3-year-old cancer survivor is flower girl at her bone marrow donor's wedding: 'She saved our daughter's life'
Skye Savren-McCormick was diagnosed with leukemia in 2016.
Guests were in tears earlier this month as a toddler walked down the aisle at the wedding of the woman who saved her life.
Skye Savren-McCormick, 3, served as the flower girl for bride Hayden Hatfield Ryals, 26, who was Skye's bone marrow donor.
"I always tell people they're smitten for one another," Talia Savren-McCormick told "Good Morning America" of Ryals and her young daughter. "Skye calls her 'Hay Hay.'
Savren-McCormick said that during the wedding, her daughter "stepped out and took a giant, handful of flowers and threw them on the ground. One of the bridesmaids said everyone was ugly crying."
Skye was diagnosed with juvenile myelomonocytic leukemia in March 2016, just before her first birthday. That same year, she had her first bone marrow transplant, from Ryals, and later, a vital infusion of cells. Skye's final transplant was April 2017.
Savren-McCormick said that Skye wouldn't have made it to her final transplant if it had not been for Ryals.
"She was that sick," Savren-McCormick said. "I feel like Hayden is such a huge success in why Skye was able to beat leukemia."

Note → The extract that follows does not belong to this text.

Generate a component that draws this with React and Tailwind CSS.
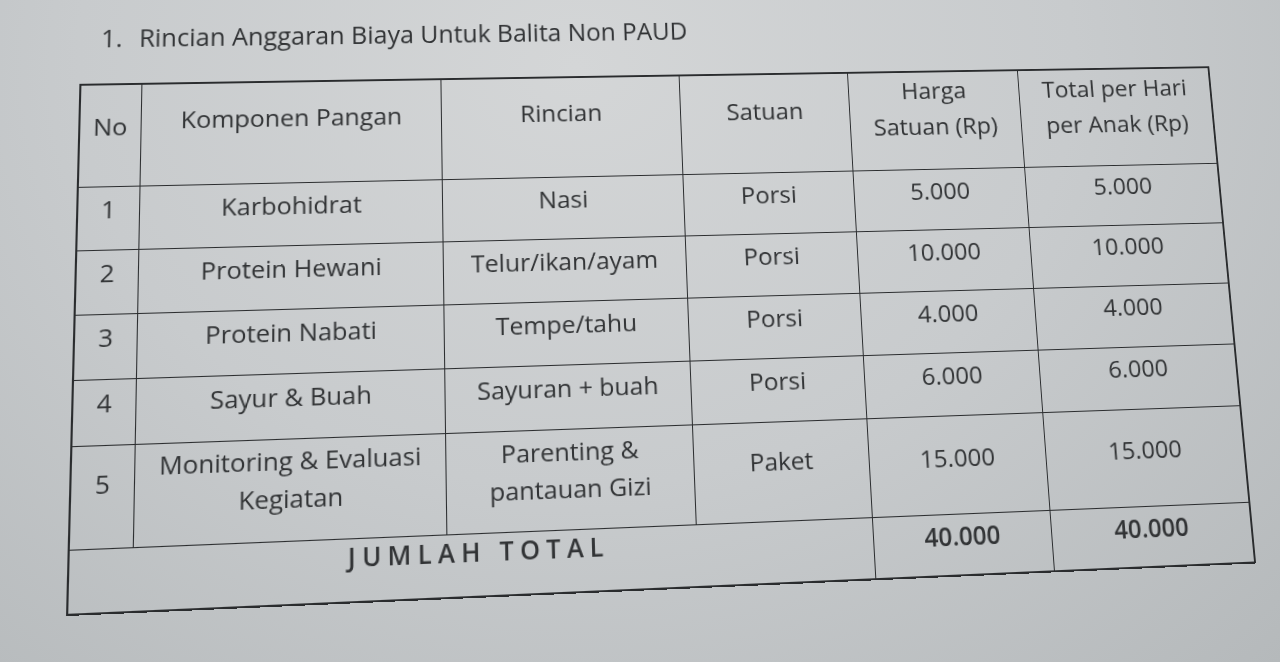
import React from "react";

const rows = [
  { no: "1", komponen: ["Karbohidrat"], rincian: ["Nasi"], satuan: "Porsi", harga: "5.000", total: "5.000" },
  { no: "2", komponen: ["Protein Hewani"], rincian: ["Telur/ikan/ayam"], satuan: "Porsi", harga: "10.000", total: "10.000" },
  { no: "3", komponen: ["Protein Nabati"], rincian: ["Tempe/tahu"], satuan: "Porsi", harga: "4.000", total: "4.000" },
  { no: "4", komponen: ["Sayur & Buah"], rincian: ["Sayuran + buah"], satuan: "Porsi", harga: "6.000", total: "6.000" },
  { no: "5", komponen: ["Monitoring & Evaluasi", "Kegiatan"], rincian: ["Parenting &", "pantauan Gizi"], satuan: "Paket", harga: "15.000", total: "15.000", tall: true },
];

const cell = "border border-[#2a2c2e] text-center align-middle px-2";

const App = () => {
  return (
    <div className="w-[1280px] h-[662px] overflow-hidden bg-[radial-gradient(ellipse_at_45%_10%,#d4d6d7_0%,#c8cbcd_50%,#b5b9bb_100%)] font-['Open_Sans'] text-[#313335]">
      <div className="pt-[7px] pl-[90px] origin-center [transform:perspective(1000px)_rotateX(6deg)_rotateY(3deg)_rotateZ(-1.9deg)]">
        <h1 className="text-[25px] leading-[30px] pl-[20px] flex gap-[16px]">
          <span>1.</span>
          <span>Rincian Anggaran Biaya Untuk Balita Non PAUD</span>
        </h1>
        <table className="mt-[32px] border-collapse border-2 border-[#2a2c2e] text-[24.5px] leading-[36px]">
          <colgroup>
            <col className="w-[59px]" />
            <col className="w-[295px]" />
            <col className="w-[242px]" />
            <col className="w-[175px]" />
            <col className="w-[180px]" />
            <col className="w-[207px]" />
          </colgroup>
          <thead>
            <tr className="h-[101px]">
              <th className={cell + " font-medium pb-[18px]"}>No</th>
              <th className={cell + " font-medium pb-[30px]"}>Komponen Pangan</th>
              <th className={cell + " font-medium pb-[30px]"}>Rincian</th>
              <th className={cell + " font-medium pb-[26px]"}>Satuan</th>
              <th className={cell + " font-medium leading-[38px] pb-[26px]"}>
                Harga
                <br />
                Satuan (Rp)
              </th>
              <th className={cell + " font-medium leading-[38px] pb-[24px]"}>
                Total per Hari
                <br />
                per Anak (Rp)
              </th>
            </tr>
          </thead>
          <tbody>
            {rows.map((r) => (
              <tr key={r.no} className={r.tall ? "h-[97px]" : "h-[63px]"}>
                <td className={cell + (r.tall ? " pb-[24px]" : " pb-[18px]")}>{r.no}</td>
                <td className={cell + (r.tall ? " pb-[20px]" : " pb-[18px]")}>
                  {r.komponen.map((t) => (
                    <div key={t}>{t}</div>
                  ))}
                </td>
                <td className={cell + (r.tall ? " pb-[18px]" : " pb-[18px]")}>
                  {r.rincian.map((t) => (
                    <div key={t}>{t}</div>
                  ))}
                </td>
                <td className={cell + (r.tall ? " pb-[20px]" : " pb-[18px]")}>{r.satuan}</td>
                <td className={cell + (r.tall ? " pb-[14px]" : " pb-[18px]")}>{r.harga}</td>
                <td className={cell + (r.tall ? " pb-[16px]" : " pb-[20px]")}>{r.total}</td>
              </tr>
            ))}
            <tr className="h-[59px] font-semibold">
              <td colSpan={4} className={cell + " align-top pt-[3px] leading-[28px] tracking-[6px]"}>
                JUMLAH TOTAL
              </td>
              <td className={cell + " align-top pt-[3px]"}>40.000</td>
              <td className={cell + " align-top pt-[3px]"}>40.000</td>
            </tr>
          </tbody>
        </table>
      </div>
    </div>
  );
};

export default App;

Months after her transplant, Savren-McCormick and her husband Todd received a letter from Ryals who reached out through Be the Match, the organization to which Ryals donated her bone marrow.
Ryals and the Savren-McCormicks exchanged texts and Facebook messages until Ryals sent Skye a gift for her third birthday. Inside the card was an invitation asking the toddler to be the flower girl at her June 9 wedding.
After Skye's doctors gave her a clear bill of health, she and her parents made the trip to Alabama. At the wedding rehearsal, Skye and Ryals embraced for the very first time.
"I walked up and I just dropped to my knees and all I could do was smile," Ryals told ABC's World News Tonight.
Savren-McCormick said that her and Ryals' families hope to see each other again soon.
"They are going to be part of our lives forever," Savren-McCormick added. "She saved our daughter's life."